▶ [What needs to be done]: Copy out every line that contains "React".

▶ [Information provided]:
>>>>>

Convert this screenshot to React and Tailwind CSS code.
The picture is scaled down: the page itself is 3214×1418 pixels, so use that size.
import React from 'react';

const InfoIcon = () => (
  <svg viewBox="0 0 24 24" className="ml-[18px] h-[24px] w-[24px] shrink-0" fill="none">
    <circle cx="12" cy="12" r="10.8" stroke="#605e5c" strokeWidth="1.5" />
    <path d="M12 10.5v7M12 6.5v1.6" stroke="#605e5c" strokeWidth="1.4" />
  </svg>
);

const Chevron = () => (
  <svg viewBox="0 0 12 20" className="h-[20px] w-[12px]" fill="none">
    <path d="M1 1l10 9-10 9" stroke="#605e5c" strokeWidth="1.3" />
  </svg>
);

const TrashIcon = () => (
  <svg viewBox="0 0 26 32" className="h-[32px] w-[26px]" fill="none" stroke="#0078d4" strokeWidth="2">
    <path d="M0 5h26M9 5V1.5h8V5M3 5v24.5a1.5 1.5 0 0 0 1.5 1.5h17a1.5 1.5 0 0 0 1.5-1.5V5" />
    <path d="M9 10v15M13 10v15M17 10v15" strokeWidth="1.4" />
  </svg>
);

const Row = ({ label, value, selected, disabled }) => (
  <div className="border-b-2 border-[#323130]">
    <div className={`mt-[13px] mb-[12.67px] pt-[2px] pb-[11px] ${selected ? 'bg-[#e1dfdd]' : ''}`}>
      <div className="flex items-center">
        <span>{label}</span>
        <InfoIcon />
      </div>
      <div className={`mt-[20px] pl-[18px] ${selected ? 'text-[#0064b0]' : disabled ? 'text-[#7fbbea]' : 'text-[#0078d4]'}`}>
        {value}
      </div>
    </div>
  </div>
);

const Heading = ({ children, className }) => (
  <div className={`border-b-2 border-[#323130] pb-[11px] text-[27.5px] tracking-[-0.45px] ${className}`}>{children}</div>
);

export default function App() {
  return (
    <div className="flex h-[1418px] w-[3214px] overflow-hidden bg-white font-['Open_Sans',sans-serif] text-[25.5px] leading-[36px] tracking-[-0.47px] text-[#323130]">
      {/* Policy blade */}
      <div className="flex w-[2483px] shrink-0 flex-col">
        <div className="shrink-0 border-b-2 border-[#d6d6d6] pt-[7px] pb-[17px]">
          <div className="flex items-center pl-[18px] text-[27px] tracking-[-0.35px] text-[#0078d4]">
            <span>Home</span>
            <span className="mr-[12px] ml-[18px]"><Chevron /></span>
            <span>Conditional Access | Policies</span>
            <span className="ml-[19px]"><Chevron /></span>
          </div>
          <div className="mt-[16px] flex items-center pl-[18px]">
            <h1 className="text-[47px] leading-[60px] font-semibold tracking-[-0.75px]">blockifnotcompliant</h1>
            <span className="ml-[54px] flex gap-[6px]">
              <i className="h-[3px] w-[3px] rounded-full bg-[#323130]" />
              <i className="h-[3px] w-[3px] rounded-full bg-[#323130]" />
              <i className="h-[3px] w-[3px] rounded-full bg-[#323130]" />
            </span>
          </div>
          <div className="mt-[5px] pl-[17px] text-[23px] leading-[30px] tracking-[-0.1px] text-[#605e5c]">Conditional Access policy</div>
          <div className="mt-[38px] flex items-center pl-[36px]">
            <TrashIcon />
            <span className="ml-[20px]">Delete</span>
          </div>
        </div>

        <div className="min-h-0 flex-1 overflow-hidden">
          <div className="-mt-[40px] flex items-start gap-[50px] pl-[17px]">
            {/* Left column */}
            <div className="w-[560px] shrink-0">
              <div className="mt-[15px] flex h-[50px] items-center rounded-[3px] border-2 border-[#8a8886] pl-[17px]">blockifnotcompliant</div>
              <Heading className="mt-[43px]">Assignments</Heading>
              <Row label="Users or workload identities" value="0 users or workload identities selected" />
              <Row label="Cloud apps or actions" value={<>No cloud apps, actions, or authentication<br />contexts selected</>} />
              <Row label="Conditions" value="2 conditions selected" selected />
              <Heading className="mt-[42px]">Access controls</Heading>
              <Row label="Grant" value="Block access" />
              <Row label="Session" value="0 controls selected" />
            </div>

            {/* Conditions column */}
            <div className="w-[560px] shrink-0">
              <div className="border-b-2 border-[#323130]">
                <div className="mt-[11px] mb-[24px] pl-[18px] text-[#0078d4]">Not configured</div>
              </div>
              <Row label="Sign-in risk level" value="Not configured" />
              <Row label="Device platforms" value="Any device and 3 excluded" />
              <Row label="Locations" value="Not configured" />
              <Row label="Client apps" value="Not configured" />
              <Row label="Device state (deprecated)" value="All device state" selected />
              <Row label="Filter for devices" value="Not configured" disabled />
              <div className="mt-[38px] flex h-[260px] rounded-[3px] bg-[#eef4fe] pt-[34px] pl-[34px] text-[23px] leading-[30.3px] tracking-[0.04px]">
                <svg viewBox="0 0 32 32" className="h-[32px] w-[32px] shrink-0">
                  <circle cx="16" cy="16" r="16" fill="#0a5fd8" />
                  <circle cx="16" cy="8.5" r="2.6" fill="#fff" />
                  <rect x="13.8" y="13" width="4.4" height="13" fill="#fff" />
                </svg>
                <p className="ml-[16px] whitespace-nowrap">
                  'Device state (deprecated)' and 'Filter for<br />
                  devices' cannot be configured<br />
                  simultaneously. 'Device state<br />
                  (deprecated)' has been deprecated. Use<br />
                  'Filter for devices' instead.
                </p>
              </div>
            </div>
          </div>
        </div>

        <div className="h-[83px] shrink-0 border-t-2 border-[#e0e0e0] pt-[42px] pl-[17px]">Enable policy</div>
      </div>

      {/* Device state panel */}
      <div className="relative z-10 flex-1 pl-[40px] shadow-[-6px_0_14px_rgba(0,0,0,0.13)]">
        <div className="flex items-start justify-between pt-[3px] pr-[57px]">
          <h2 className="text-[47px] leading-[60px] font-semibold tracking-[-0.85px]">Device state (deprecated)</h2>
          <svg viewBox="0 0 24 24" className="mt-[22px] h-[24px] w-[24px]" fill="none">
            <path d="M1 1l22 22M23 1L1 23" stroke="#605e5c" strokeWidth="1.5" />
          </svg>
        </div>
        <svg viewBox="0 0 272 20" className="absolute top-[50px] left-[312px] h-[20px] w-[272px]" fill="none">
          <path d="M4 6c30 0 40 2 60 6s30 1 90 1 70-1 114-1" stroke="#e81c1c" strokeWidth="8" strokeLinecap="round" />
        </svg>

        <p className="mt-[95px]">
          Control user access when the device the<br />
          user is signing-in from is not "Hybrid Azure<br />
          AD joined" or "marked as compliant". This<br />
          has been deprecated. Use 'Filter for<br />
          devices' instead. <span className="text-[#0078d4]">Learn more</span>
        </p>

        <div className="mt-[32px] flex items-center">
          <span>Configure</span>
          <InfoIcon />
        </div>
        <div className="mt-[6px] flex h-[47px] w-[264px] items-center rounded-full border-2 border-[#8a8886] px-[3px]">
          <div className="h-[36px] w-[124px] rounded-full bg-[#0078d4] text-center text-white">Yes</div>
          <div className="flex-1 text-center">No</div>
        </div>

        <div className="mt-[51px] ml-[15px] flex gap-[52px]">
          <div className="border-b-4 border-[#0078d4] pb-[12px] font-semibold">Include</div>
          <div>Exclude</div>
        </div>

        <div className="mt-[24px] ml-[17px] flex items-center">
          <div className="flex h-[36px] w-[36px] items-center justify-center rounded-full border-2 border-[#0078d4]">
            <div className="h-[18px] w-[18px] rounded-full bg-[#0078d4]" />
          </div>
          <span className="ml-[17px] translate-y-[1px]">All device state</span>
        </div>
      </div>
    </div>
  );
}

<<<<<
>>>>>

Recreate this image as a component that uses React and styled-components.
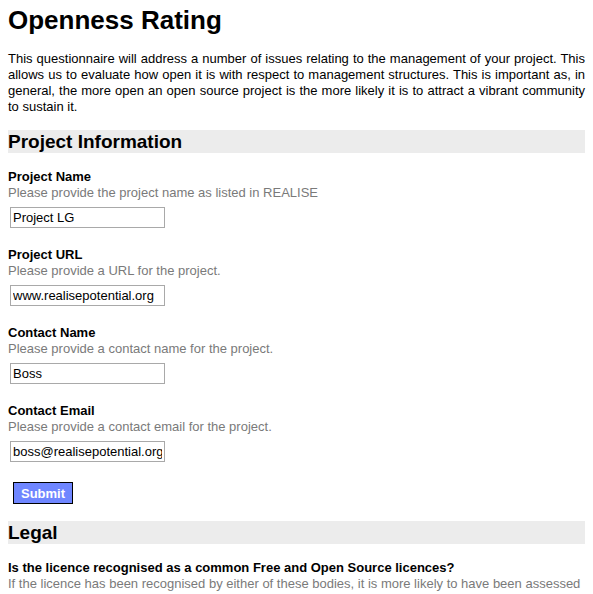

<<<<<

▶ [Final result]:
Convert this screenshot to React and Tailwind CSS code.
import React from 'react';
Recreate this image as a component that uses React and styled-components.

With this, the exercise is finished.